Female Genital Mutilation Reconstruction for Plastic Surgeons

A Call to Arms

Takintope Akinbiyi, MD, MSc; Emily Langston; Ivona Percec, MD, PhD


Plast Reconstr Surg Glob Open. 2018;6(11):e1945 

In This Article

Classification and Sequelae

Many systems have been described to characterize FGM. One of the more popular historic systems was described by Shandall,[13] which was further modified by Verzin[21] in 1975. Currently the most universally recognized and utilized system was developed by the WHO and is illustrated in Figures 1 and 2 and described in Table 1. In brief, type 1 is defined as a partial or total removal of the clitoris, type 2 as the additional removal of labia minora and possibly majora, type 3 as the narrowing of vaginal opening by surgically closing the external portion of the vulva, while type 4 is defined as any other harmful procedure to the female genitalia for nonmedical reasons.

Figure 1.

Schematic representation of The WHO's FGM classification system types 1–3.

Figure 2.

Clinical pictures of WHO female genital mutilation classification type 2 (A) and type 3 with a clitoral remnant cyst (B).

There are a myriad of short- and long-term complications caused by FGM. Most are likely related to the fact that so many procedures are performed: (1) by nonmedical practitioners; (2) with crude and unsharpened instruments that are often not sterilized; (3) under no anesthetic control; and (4) with no follow-up care. Some of the more notable complications include hemorrhage, death, acute or chronic infections, transmission of HIV or hepatitis, dyspareunia, dysmenorrhea, recurrent urinary tract infections (UTIs), psychological disturbances, and higher risk pregnancies.[4,10,22] It is important to note that the full complication profile is unknown because patients with complications may not seek care from the medical establishment secondary to fears of repercussions, shame, or lack of knowledge.
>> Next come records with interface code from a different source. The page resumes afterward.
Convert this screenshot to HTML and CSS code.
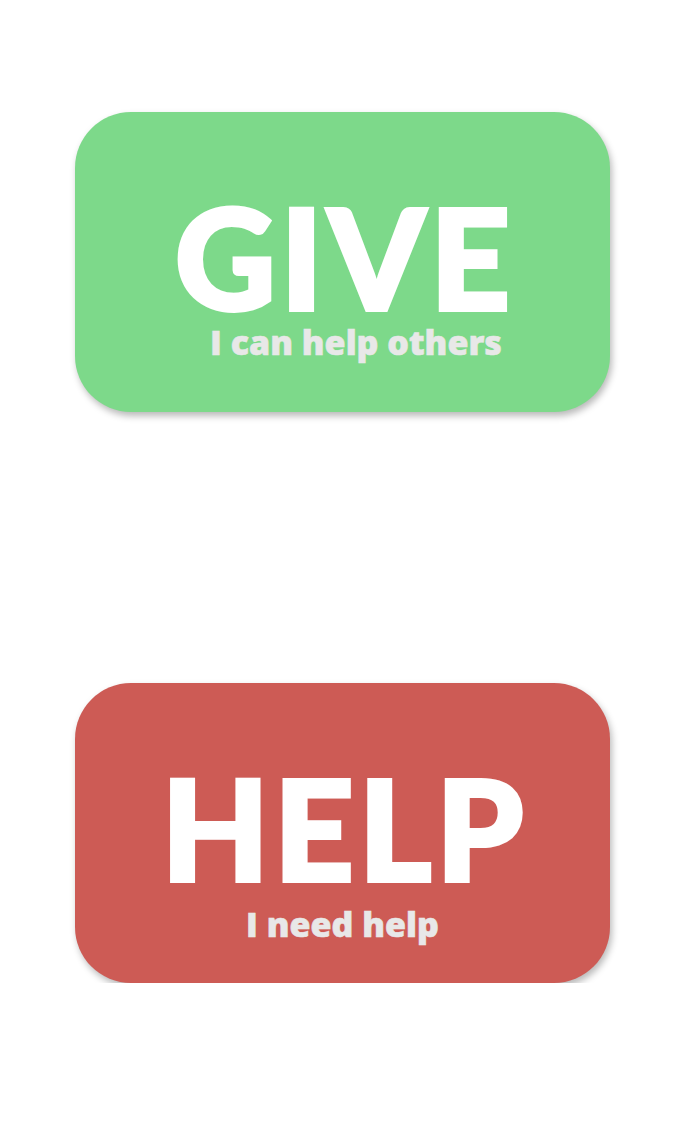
FILE: index.html
```html
<!DOCTYPE html>
<html>
<head>
<meta charset="utf-8">
<link rel="stylesheet" href="styles.css">
</head>
<body>
<main class="page">
  <button class="card card-give">
    <span class="title">GIVE</span>
    <span class="sub sub-give">I can help others</span>
  </button>
  <button class="card card-help">
    <span class="title">HELP</span>
    <span class="sub sub-help">I need help</span>
  </button>
</main>
</body>
</html>
```
FILE: styles.css
```css
html, body {
  margin: 0;
  padding: 0;
  background: #ffffff;
}
.page {
  display: flex;
  flex-direction: column;
  gap: 271px;
  padding: 112px 0 0 75px;
}
.card {
  width: 535px;
  height: 300px;
  border: none;
  border-radius: 56px;
  box-shadow: 2px 4px 7px rgba(0, 0, 0, 0.28);
  display: flex;
  flex-direction: column;
  align-items: center;
  padding: 0;
  color: #ffffff;
  cursor: pointer;
}
.card-give { background: #7dd98a; }
.card-help { background: #cd5b55; }
.title {
  font-family: Lato, "Open Sans", sans-serif;
  font-size: 139px;
  font-weight: 900;
  line-height: 0.9;
  margin-top: 82px;
  padding-left: 5px;
  letter-spacing: 5px;
  color: #ffffff;
  -webkit-text-stroke: 4px #ffffff;
}
.sub {
  font-family: "Open Sans", Lato, sans-serif;
  font-size: 34px;
  font-weight: 800;
  line-height: 1.1;
  letter-spacing: 0;
  margin-top: 5px;
  color: #e8e8e8;
  -webkit-text-stroke: 0.6px #e8e8e8;
}
.sub-give { padding-left: 27px; }
.sub-help { margin-top: 16px; }
```
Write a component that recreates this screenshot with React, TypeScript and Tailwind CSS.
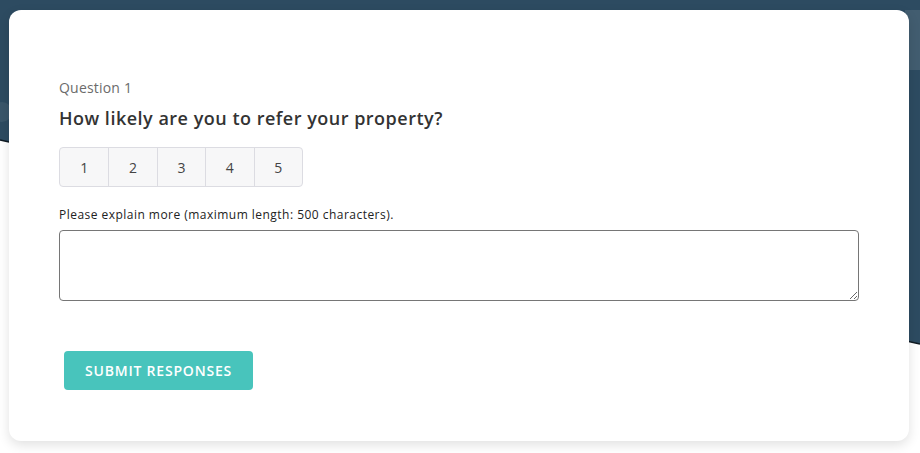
import { useState } from "react";

const ratings = [1, 2, 3, 4, 5];

export default function App() {
  const [picked, setPicked] = useState<number | null>(null);
  const [note, setNote] = useState("");

  return (
    <div className="relative h-[453px] w-[920px] overflow-hidden bg-white font-['Open_Sans',sans-serif]">
      {/* hero background behind the card */}
      <svg className="absolute inset-0" width="920" height="453" viewBox="0 0 920 453">
        <polygon points="0,0 920,0 920,344 0,140" fill="#2d4b61" />
        <rect x="905" y="10" width="15" height="60" fill="#425d70" />
        <circle cx="2" cy="112" r="10" fill="#3a566a" />
        <line x1="0" y1="140" x2="920" y2="344" stroke="#0f1a22" strokeWidth="1.5" />
      </svg>

      <div className="relative pl-[9px] pt-[10px]">
        <div className="h-[431px] w-[900px] rounded-xl bg-white px-[50px] pt-[68px] shadow-[0_4px_12px_rgba(0,0,0,0.12)]">
          <p className="text-[14px] leading-5 text-[#6b6b6b] tracking-[0.2px]">Question 1</p>
          <h2 className="mt-[8px] text-[18px] font-semibold leading-6 text-[#333] tracking-[0.5px]">
            How likely are you to refer your property?
          </h2>

          <div className="mt-[17px] flex w-fit overflow-hidden rounded border border-[#dcdce2] bg-[#f7f7f8]">
            {ratings.map((r, i) => (
              <button
                key={r}
                onClick={() => setPicked(r)}
                className={`flex h-[38px] w-[48.4px] items-center justify-center text-[14px] font-medium text-[#444] ${
                  i > 0 ? "border-l border-[#dcdce2]" : ""
                } ${picked === r ? "bg-[#e9e9ec]" : ""}`}
              >
                {r}
              </button>
            ))}
          </div>

          <p className="mt-[20px] text-[12px] leading-4 text-[#222] tracking-[0.47px]">
            Please explain more (maximum length: 500 characters).
          </p>
          <textarea
            value={note}
            maxLength={500}
            onChange={(e) => setNote(e.target.value)}
            className="mt-[7px] block h-[71px] w-full rounded-sm border border-[#767676] bg-white p-2 text-[13px]"
          />

          <button className="ml-[5px] mt-[50px] h-[39px] w-[189px] rounded bg-[#48c4bc] text-[14px] font-semibold uppercase tracking-[0.8px] text-white">
            Submit Responses
          </button>
        </div>
      </div>
    </div>
  );
}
Type 3 "infibulation" involves the surgical narrowing of vaginal opening by closing variable amounts of the external vulva. Urine and menses often flow through a single hole, labeled "watering-can dispersal"[10] (Figure 2B). In many cases, women often have to undergo deinfibulation to reopen the vaginal opening to allow for sexual intercourse and/or childbirth. Even after deinfibulation, some women still experience severe perineal tearing during sexual intercourse and childbirth leading to further scarring. Frustrations with delayed or difficult sexual intercourse can lead to anal intercourse or even using the urethral meatus.[7] Prolonged obstructed labor, secondary to narrowed vulva, and scar tissue can lead to fetal death and vesicovaginal fistulas with ischemia of the septum. Some women will elect to undergo reinfibulation after childbirth, demonstrating how ingrained FGM is in many cultures. Each additional birth then requires another deinfibulation, resulting in multiple procedures and an increased risk of complications.[4] A comprehensive look at both the short- and long-term sequelae is displayed in Table 2.